■ REQUIRED WORK ■
Write out again exactly the lines from the one containing "Write the React, TypeScript" through the one containing "const [answers, setAnswers]", both included, and omit the pictures.

■ LISTED ENTRIES ■
****************

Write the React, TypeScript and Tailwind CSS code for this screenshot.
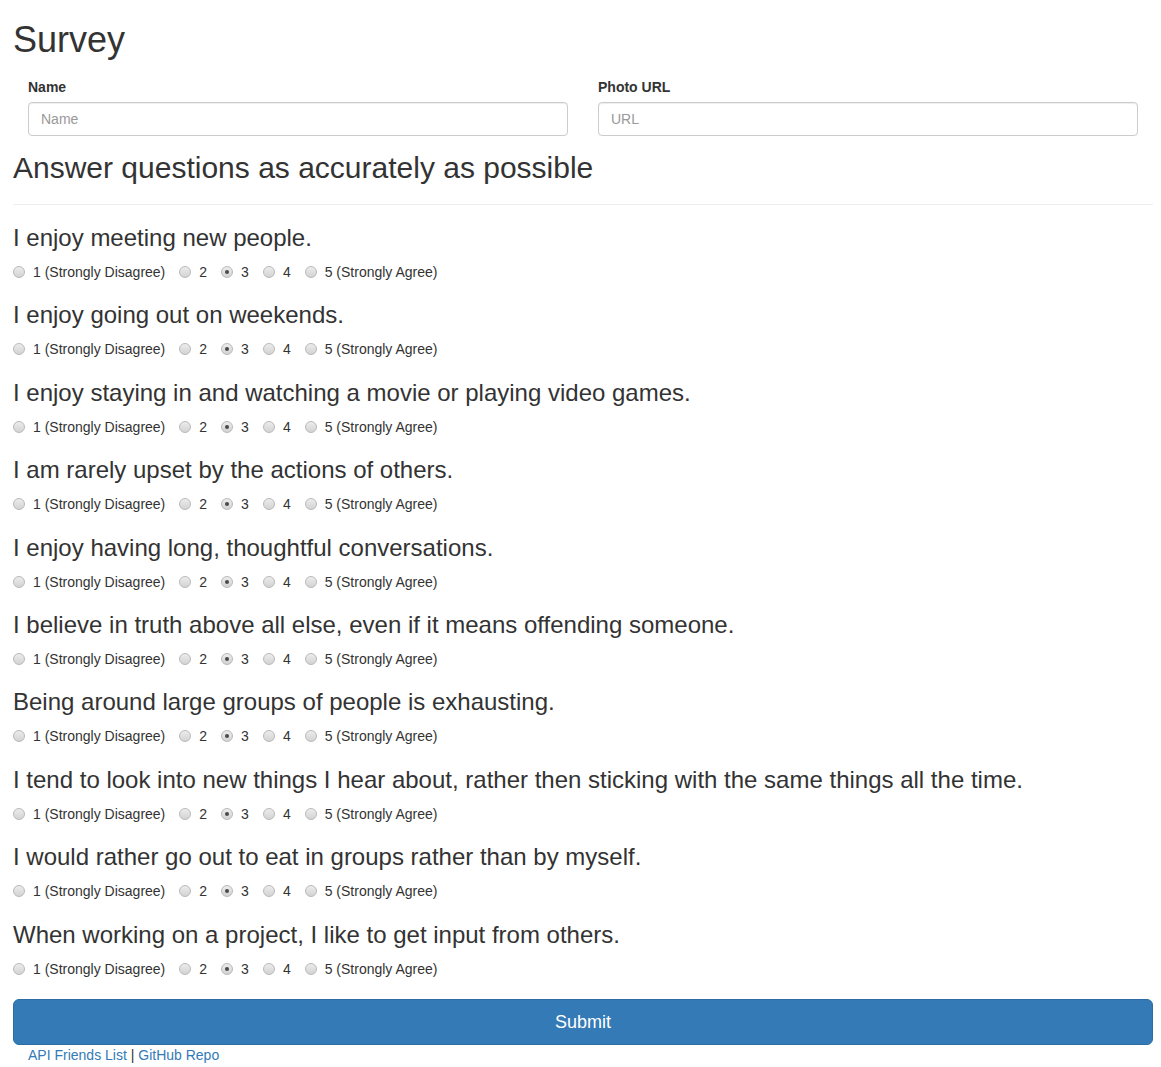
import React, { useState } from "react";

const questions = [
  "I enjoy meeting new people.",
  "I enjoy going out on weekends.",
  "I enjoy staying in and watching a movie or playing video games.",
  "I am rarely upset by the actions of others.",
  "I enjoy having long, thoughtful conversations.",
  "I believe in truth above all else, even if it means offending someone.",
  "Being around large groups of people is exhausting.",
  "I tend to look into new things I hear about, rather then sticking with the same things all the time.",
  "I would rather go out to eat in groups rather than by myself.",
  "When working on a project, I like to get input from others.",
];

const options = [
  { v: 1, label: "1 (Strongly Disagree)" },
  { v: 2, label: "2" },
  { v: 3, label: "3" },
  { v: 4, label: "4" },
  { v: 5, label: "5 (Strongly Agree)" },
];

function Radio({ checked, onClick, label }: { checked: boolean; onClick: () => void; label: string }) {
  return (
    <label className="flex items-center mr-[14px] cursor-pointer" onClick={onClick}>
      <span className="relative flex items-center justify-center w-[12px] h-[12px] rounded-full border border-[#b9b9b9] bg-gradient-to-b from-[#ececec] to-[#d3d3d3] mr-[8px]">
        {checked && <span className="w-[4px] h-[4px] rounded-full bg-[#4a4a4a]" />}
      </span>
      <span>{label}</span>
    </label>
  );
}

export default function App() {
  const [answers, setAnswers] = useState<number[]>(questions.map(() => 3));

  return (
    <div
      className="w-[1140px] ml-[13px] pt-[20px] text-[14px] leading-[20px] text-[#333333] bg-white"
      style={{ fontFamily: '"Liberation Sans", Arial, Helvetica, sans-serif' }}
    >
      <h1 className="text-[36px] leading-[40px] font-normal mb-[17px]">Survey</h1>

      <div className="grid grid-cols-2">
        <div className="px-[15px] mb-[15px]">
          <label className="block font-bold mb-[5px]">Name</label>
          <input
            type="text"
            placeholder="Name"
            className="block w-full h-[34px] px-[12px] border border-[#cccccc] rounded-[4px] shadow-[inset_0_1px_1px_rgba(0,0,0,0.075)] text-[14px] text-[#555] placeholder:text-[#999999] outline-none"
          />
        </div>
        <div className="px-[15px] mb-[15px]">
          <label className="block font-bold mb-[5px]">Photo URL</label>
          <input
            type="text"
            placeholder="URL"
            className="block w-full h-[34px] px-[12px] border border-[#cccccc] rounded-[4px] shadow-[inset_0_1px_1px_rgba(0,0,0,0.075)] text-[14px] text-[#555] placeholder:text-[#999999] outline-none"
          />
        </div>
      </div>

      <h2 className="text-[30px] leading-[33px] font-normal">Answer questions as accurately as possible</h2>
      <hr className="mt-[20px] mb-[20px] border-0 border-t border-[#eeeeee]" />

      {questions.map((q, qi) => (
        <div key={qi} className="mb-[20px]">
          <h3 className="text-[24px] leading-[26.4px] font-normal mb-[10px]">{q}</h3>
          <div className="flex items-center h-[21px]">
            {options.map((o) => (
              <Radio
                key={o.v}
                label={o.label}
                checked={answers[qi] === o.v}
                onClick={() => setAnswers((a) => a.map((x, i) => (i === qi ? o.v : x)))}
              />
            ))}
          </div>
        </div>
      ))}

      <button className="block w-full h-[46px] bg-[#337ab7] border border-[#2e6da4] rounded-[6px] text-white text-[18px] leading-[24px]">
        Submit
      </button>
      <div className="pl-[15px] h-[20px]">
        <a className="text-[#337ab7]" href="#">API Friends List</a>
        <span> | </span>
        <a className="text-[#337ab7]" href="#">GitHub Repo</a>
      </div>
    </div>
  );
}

****************

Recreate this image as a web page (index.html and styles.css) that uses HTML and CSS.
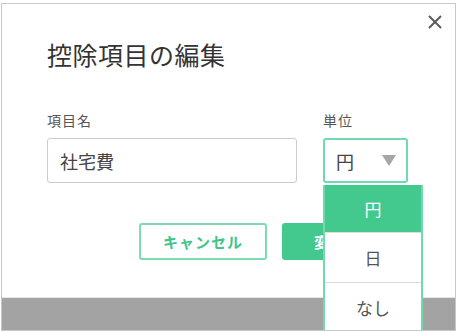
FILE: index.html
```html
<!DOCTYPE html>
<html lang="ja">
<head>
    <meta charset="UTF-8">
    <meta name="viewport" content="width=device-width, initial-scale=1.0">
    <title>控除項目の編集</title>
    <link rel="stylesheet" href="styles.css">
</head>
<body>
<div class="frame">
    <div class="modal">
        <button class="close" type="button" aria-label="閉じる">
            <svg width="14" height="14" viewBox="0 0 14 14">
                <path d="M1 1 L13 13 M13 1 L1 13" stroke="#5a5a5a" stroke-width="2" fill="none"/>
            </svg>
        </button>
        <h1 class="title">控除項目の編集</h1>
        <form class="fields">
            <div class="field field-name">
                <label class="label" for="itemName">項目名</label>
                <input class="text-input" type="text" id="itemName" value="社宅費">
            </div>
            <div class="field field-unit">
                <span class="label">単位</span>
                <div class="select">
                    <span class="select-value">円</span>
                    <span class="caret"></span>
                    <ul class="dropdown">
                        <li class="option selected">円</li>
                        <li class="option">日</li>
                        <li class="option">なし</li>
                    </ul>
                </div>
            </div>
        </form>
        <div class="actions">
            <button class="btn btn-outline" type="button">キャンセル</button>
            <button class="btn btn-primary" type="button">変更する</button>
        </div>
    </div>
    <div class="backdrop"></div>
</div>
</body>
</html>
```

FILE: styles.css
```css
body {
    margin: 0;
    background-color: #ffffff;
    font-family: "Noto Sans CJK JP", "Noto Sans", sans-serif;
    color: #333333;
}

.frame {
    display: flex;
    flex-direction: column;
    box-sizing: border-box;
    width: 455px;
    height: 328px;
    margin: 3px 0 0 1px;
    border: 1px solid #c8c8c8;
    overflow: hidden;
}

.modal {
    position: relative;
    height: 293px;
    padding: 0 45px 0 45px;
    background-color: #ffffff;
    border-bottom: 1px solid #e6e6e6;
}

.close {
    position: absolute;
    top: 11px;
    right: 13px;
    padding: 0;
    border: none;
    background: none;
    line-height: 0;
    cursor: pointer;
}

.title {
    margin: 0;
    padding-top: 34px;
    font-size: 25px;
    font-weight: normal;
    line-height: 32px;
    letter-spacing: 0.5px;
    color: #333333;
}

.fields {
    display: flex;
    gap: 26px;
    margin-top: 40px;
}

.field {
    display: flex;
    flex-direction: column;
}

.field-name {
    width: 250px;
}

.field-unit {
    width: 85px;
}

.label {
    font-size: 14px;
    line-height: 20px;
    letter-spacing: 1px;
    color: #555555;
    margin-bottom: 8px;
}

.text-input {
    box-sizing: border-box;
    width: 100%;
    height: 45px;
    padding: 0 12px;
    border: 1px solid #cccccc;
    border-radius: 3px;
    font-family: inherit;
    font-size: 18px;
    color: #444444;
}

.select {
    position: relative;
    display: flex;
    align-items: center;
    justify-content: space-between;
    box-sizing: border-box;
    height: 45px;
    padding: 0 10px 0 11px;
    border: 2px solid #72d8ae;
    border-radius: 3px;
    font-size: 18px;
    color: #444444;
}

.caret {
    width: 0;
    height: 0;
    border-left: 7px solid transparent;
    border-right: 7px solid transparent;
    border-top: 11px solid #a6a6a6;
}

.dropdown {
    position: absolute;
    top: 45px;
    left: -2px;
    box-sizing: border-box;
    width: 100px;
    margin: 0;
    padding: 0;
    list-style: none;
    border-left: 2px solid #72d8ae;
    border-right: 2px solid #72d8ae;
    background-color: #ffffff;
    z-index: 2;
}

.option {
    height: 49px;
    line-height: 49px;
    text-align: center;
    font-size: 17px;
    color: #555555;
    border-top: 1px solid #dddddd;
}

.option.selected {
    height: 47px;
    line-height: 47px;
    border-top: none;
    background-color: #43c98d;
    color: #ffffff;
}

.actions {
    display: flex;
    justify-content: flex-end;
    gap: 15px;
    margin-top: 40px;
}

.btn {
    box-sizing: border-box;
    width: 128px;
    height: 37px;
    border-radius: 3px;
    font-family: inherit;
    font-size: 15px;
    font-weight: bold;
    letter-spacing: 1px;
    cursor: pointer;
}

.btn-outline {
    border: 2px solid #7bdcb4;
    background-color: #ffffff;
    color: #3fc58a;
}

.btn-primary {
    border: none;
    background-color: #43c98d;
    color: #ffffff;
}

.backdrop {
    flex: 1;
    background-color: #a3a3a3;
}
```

****************

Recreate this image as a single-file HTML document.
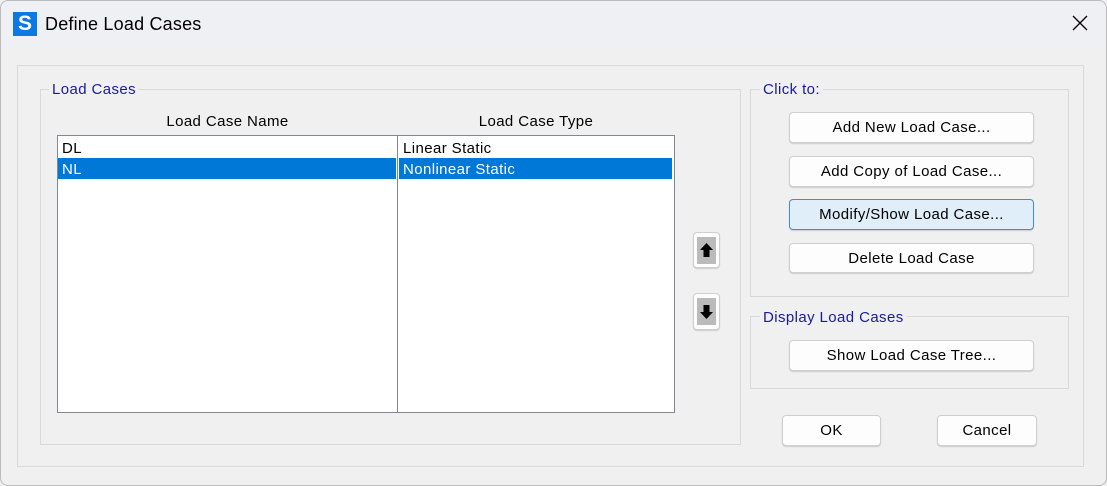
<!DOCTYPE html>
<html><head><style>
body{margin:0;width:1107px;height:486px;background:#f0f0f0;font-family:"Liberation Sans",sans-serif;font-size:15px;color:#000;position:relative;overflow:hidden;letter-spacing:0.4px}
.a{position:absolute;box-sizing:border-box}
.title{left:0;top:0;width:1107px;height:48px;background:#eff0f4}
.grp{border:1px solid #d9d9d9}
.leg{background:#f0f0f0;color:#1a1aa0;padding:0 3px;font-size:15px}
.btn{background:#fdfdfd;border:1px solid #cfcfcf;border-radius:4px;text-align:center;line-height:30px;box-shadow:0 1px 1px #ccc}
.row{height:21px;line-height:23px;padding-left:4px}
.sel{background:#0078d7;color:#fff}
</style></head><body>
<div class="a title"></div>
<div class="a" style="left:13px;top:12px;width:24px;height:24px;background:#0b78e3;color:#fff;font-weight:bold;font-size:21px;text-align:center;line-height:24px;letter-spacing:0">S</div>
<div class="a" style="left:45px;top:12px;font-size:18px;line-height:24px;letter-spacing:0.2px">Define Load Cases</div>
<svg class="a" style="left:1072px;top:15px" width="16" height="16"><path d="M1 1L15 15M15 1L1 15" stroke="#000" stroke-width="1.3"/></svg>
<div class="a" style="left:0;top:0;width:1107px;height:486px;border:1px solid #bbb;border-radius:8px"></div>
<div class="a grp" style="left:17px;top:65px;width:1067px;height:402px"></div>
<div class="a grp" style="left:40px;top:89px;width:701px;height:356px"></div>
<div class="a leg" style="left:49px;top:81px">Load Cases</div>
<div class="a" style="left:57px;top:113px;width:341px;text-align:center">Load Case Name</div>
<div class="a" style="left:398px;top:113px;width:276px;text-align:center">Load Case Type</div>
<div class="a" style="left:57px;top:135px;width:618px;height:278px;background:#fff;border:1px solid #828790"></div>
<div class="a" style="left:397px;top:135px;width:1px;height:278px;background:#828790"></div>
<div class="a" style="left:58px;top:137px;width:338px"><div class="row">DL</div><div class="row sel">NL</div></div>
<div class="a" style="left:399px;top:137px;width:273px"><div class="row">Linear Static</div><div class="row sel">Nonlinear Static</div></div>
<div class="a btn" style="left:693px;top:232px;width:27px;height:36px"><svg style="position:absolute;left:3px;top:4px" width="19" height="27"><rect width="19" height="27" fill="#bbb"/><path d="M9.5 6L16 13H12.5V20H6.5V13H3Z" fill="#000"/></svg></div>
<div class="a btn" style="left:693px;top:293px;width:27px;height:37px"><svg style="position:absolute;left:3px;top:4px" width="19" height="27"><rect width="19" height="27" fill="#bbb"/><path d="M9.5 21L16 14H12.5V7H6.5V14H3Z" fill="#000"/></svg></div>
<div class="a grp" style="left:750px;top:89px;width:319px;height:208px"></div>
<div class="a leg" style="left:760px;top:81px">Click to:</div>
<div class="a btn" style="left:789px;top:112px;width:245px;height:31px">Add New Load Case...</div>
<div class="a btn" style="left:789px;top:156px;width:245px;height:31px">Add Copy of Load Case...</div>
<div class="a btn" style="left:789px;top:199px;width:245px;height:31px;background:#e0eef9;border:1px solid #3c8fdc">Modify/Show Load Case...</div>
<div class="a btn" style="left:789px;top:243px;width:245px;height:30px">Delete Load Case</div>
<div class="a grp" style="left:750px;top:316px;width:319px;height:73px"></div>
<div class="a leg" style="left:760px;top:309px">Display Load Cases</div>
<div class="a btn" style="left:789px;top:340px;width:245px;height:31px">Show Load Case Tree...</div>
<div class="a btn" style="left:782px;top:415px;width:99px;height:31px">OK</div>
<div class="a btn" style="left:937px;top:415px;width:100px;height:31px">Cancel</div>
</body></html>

****************

■ ANSWER TO THE PROBLEM ■
Write the React, TypeScript and Tailwind CSS code for this screenshot.
import React, { useState } from "react";

const questions = [
  "I enjoy meeting new people.",
  "I enjoy going out on weekends.",
  "I enjoy staying in and watching a movie or playing video games.",
  "I am rarely upset by the actions of others.",
  "I enjoy having long, thoughtful conversations.",
  "I believe in truth above all else, even if it means offending someone.",
  "Being around large groups of people is exhausting.",
  "I tend to look into new things I hear about, rather then sticking with the same things all the time.",
  "I would rather go out to eat in groups rather than by myself.",
  "When working on a project, I like to get input from others.",
];

const options = [
  { v: 1, label: "1 (Strongly Disagree)" },
  { v: 2, label: "2" },
  { v: 3, label: "3" },
  { v: 4, label: "4" },
  { v: 5, label: "5 (Strongly Agree)" },
];

function Radio({ checked, onClick, label }: { checked: boolean; onClick: () => void; label: string }) {
  return (
    <label className="flex items-center mr-[14px] cursor-pointer" onClick={onClick}>
      <span className="relative flex items-center justify-center w-[12px] h-[12px] rounded-full border border-[#b9b9b9] bg-gradient-to-b from-[#ececec] to-[#d3d3d3] mr-[8px]">
        {checked && <span className="w-[4px] h-[4px] rounded-full bg-[#4a4a4a]" />}
      </span>
      <span>{label}</span>
    </label>
  );
}

export default function App() {
  const [answers, setAnswers] = useState<number[]>(questions.map(() => 3));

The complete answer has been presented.